Give every line of the data again, unchanged, but with no pictures.

— Begin Source data —

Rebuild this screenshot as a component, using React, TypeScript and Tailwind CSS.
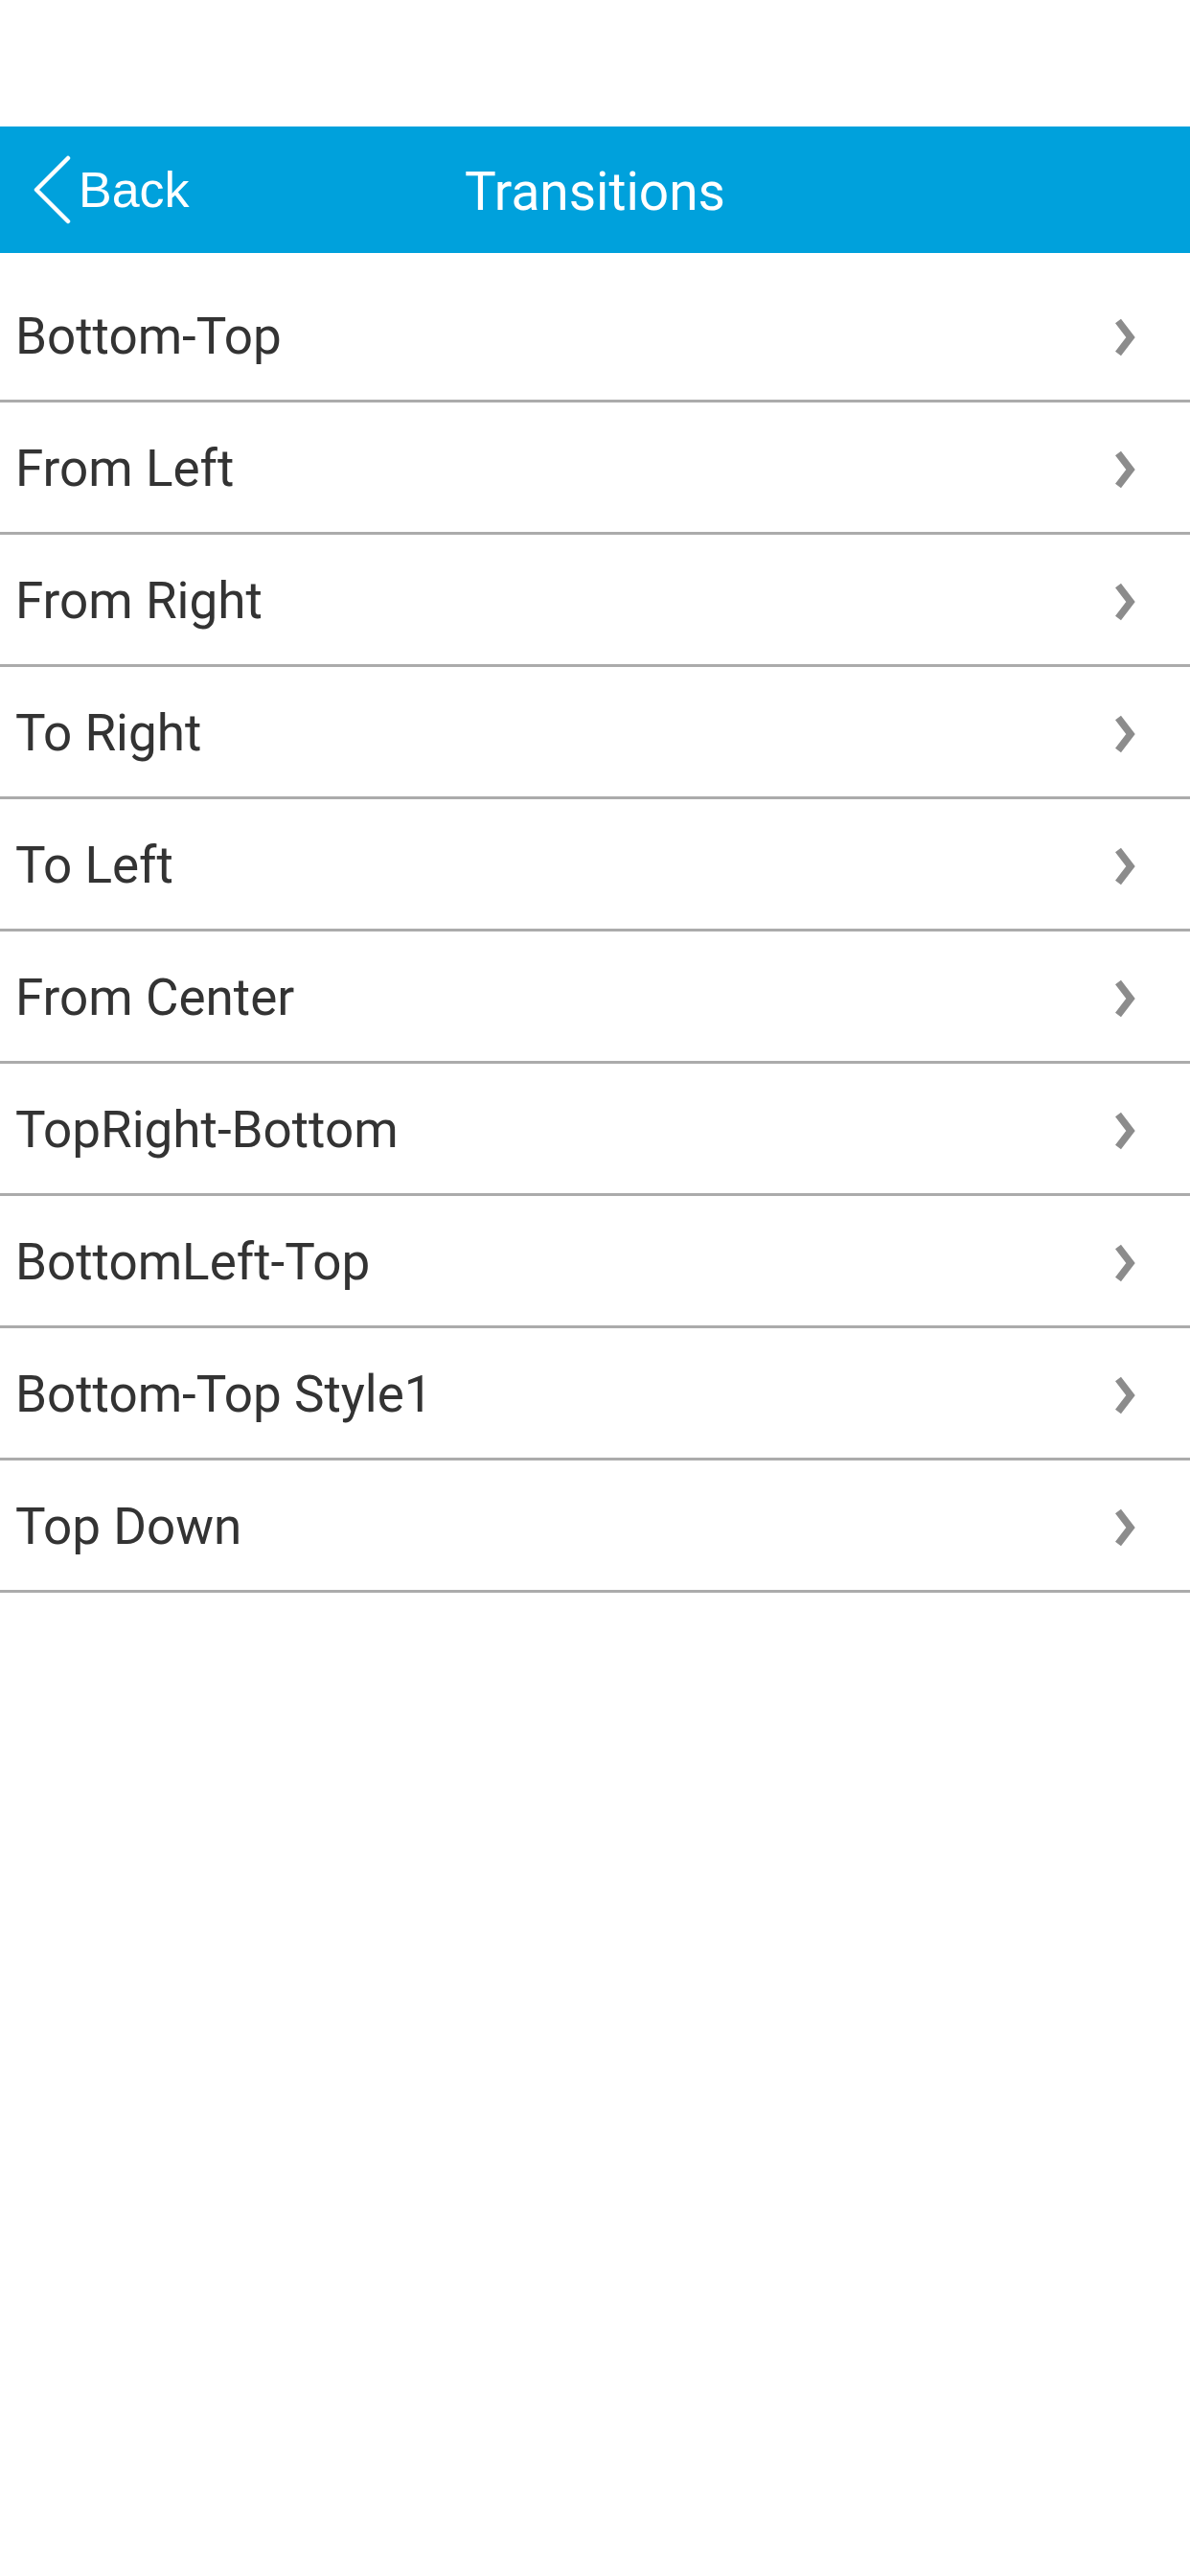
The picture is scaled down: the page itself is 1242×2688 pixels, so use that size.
import { useState } from "react";

const items = [
  "Bottom-Top",
  "From Left",
  "From Right",
  "To Right",
  "To Left",
  "From Center",
  "TopRight-Bottom",
  "BottomLeft-Top",
  "Bottom-Top Style1",
  "Top Down",
];

const Chevron = () => (
  <svg width="22" height="40" viewBox="0 0 22 40" className="shrink-0">
    <polyline
      points="4,3 17,20 4,37"
      fill="none"
      stroke="#8c8c8c"
      strokeWidth="7.5"
      strokeLinejoin="miter"
    />
  </svg>
);

export default function App() {
  const [selected, setSelected] = useState<string | null>(null);

  return (
    <div className="min-h-[2688px] w-[1242px] bg-white font-['Roboto',sans-serif]">
      {/* status bar space */}
      <div className="h-[132px]" />

      {/* Nav bar */}
      <div className="relative flex h-[132px] items-center bg-[#00a1dc]">
        <button className="flex items-center pl-[33px] text-white">
          <svg width="42" height="72" viewBox="0 0 42 72">
            <polyline
              points="38,3 5,36 38,69"
              fill="none"
              stroke="white"
              strokeWidth="4.5"
              strokeLinecap="round"
              strokeLinejoin="round"
            />
          </svg>
          <span className="ml-[7px] font-['Liberation_Sans',Arial,sans-serif] text-[52px] leading-none">
            Back
          </span>
        </button>
        <h1 className="pointer-events-none absolute inset-x-0 top-1/2 -translate-y-1/2 pt-[4px] text-center text-[55px] leading-none text-white">
          Transitions
        </h1>
      </div>

      {/* List */}
      <ul className="pt-[18px]">
        {items.map((item) => (
          <li
            key={item}
            onClick={() => setSelected(item)}
            className={`flex h-[138px] items-center justify-between border-b-[3px] border-[#ababab] pl-[16px] pr-[57px] pt-[4px] ${
              selected === item ? "bg-gray-100" : ""
            }`}
          >
            <span className="text-[53px] leading-none text-[#333333]">{item}</span>
            <Chevron />
          </li>
        ))}
      </ul>
    </div>
  );
}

— End Source data —

§ Completed task:
Rebuild this screenshot as a component, using React, TypeScript and Tailwind CSS.
The picture is scaled down: the page itself is 1242×2688 pixels, so use that size.
import { useState } from "react";

const items = [
  "Bottom-Top",
  "From Left",
  "From Right",
  "To Right",
  "To Left",
  "From Center",
  "TopRight-Bottom",
  "BottomLeft-Top",
  "Bottom-Top Style1",
  "Top Down",
];

const Chevron = () => (
  <svg width="22" height="40" viewBox="0 0 22 40" className="shrink-0">
    <polyline
      points="4,3 17,20 4,37"
      fill="none"
      stroke="#8c8c8c"
      strokeWidth="7.5"
      strokeLinejoin="miter"
    />
  </svg>
);

export default function App() {
  const [selected, setSelected] = useState<string | null>(null);

  return (
    <div className="min-h-[2688px] w-[1242px] bg-white font-['Roboto',sans-serif]">
      {/* status bar space */}
      <div className="h-[132px]" />

      {/* Nav bar */}
      <div className="relative flex h-[132px] items-center bg-[#00a1dc]">
        <button className="flex items-center pl-[33px] text-white">
          <svg width="42" height="72" viewBox="0 0 42 72">
            <polyline
              points="38,3 5,36 38,69"
              fill="none"
              stroke="white"
              strokeWidth="4.5"
              strokeLinecap="round"
              strokeLinejoin="round"
            />
          </svg>
          <span className="ml-[7px] font-['Liberation_Sans',Arial,sans-serif] text-[52px] leading-none">
            Back
          </span>
        </button>
        <h1 className="pointer-events-none absolute inset-x-0 top-1/2 -translate-y-1/2 pt-[4px] text-center text-[55px] leading-none text-white">
          Transitions
        </h1>
      </div>

      {/* List */}
      <ul className="pt-[18px]">
        {items.map((item) => (
          <li
            key={item}
            onClick={() => setSelected(item)}
            className={`flex h-[138px] items-center justify-between border-b-[3px] border-[#ababab] pl-[16px] pr-[57px] pt-[4px] ${
              selected === item ? "bg-gray-100" : ""
            }`}
          >
            <span className="text-[53px] leading-none text-[#333333]">{item}</span>
            <Chevron />
          </li>
        ))}
      </ul>
    </div>
  );
}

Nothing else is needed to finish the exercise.